How would you feel about getting a prescription filled and taking a drug if you knew the doctor was getting paid to prescribe it.

My belief is that because of the addictive qualities and the dangerous side effects of many drugs, they should only be taken if the alternative is worse--to save a life and it sounds like in the case of your mother, that is the case.

Thanks for contributing.

Dee Dawning said...

Hello Justice, I feel for you, dealing with the situation you described. Are there legitimate situations that require chemical response? Of course. And yours sounds legitimate, but let me ask you. The drug manufacturers spend tens of billions, twenty-five percent of every dollar earned on advertising: http://www.sciencedaily.com/releases/2008/01/080105140107.htm.
Since the public theoretically can't buy their drugs without a prescription from their doctor, why are they spending this money? To get the people to ask their doctors to prescribe them They may not.

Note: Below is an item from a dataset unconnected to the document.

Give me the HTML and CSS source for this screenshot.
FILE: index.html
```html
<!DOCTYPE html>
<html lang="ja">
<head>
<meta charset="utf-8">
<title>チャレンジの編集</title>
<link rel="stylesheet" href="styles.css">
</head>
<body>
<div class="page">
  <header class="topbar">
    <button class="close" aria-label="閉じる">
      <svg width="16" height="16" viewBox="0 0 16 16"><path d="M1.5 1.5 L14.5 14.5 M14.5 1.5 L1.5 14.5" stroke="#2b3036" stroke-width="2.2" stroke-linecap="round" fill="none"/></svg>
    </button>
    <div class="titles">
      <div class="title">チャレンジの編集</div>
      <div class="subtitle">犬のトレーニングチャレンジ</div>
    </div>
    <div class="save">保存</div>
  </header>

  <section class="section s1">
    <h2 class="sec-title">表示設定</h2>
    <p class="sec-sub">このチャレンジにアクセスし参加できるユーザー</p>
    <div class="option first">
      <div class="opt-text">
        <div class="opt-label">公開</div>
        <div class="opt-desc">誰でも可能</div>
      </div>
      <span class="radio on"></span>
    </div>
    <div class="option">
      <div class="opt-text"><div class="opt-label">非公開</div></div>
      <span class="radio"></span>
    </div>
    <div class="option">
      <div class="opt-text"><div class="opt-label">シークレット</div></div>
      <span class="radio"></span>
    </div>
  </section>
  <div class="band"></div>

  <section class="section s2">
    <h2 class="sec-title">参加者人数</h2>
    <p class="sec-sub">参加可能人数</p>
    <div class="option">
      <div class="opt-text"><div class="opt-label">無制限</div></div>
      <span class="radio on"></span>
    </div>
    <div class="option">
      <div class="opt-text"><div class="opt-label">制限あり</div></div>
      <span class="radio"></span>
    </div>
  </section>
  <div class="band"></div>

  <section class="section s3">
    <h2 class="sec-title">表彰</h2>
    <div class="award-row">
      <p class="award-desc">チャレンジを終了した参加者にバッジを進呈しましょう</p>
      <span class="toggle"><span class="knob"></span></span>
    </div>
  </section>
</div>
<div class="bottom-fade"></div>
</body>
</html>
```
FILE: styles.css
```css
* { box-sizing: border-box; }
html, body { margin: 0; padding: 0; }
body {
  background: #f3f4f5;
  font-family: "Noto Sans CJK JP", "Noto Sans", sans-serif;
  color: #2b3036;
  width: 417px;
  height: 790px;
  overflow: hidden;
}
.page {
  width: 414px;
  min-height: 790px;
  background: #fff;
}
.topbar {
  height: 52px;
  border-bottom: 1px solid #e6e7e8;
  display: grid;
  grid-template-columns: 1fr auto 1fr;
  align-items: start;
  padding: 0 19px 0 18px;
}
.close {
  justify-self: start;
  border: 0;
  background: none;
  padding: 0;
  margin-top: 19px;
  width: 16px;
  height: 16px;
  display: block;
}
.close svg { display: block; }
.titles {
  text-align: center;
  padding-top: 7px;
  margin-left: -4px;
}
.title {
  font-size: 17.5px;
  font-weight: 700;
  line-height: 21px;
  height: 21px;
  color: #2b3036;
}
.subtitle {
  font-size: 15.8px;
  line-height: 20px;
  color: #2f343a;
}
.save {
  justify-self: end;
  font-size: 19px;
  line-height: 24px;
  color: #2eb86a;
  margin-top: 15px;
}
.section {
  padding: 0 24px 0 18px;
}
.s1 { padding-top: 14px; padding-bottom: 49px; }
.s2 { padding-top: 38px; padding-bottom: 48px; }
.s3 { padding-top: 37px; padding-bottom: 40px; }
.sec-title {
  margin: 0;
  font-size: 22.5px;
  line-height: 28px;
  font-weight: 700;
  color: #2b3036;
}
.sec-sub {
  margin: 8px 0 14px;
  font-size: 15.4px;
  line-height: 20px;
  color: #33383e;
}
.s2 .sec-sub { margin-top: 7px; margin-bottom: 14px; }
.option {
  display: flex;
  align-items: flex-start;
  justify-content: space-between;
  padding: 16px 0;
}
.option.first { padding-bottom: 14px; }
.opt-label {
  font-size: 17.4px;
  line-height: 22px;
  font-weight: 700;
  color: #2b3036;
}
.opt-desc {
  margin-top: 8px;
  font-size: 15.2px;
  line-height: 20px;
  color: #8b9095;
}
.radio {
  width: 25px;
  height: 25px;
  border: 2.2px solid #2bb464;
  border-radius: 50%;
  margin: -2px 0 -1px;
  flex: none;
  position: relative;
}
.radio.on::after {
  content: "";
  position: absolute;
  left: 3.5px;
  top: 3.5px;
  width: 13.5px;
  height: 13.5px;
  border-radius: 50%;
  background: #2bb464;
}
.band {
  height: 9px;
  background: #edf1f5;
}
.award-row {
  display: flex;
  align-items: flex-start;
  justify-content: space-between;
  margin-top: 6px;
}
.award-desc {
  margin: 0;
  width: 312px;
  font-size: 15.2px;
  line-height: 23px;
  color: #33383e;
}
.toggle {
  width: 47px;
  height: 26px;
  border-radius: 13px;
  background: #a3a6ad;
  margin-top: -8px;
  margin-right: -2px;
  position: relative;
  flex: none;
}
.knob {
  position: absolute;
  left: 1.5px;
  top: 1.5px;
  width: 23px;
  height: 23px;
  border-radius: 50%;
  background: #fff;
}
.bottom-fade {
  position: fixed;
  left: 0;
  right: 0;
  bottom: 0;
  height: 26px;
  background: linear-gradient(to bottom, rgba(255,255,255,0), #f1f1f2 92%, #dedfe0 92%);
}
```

No they are probably not needed, but they ask for them anyway.

Do elderly people need to to take twenty different drugs a day, many of which are taken to counteract the side effects of other drugs they are taking and in turn cause new side effects? I think not.

As I said earlier in another post, one of the worse things that ever happened, was allowing drug companies and ambulence chasers to advertise. It costs a whole lot of money to advertise, yet they do it so it must pay off and pay off big.

Thanks for your contribution. You added to the dialogue and gave us additional things to consider.

Ray said...

I remember going to hospital or clinic drug fairs while in the Navy. We got fruit or pizza depending on the time of day. There was literature, pens and sometimes even PDR's. Since there were several companies it was kind of even handed. Still the doctors and even the pharmacy personnel were speaking to salesmen who were the marketing part of the companies. They were not doctors, pharmacists or researchers.

Doctors tend to write prescriptions for what they have discussed with the latest salesman, especially those who give him/her free drug samples. Many times the old tried and true medications that are no longer a company's "greatest thing since sliced bread" product.

When I was on one Navy ship we had seven doctors on board for their Reserve summer. One young doctor asked for a medication we didn't carry. He asked why. I told him and he got all upset. At the time the senior doctor in the group was sitting in the pharmacy just talking to me. He was the medical director of a major hospital in Cleveland, Ohio. He turned to the young doctor and said, "Harry, when you have been practicing medicine as long as I have you take what you can get." His hospital and the Navy work on a formulary system. We carry what we are authorized, especially aboard ship. In order to get something that is formulary, but not on the authorized shipboard allowance list the doctor has to specifically request that item.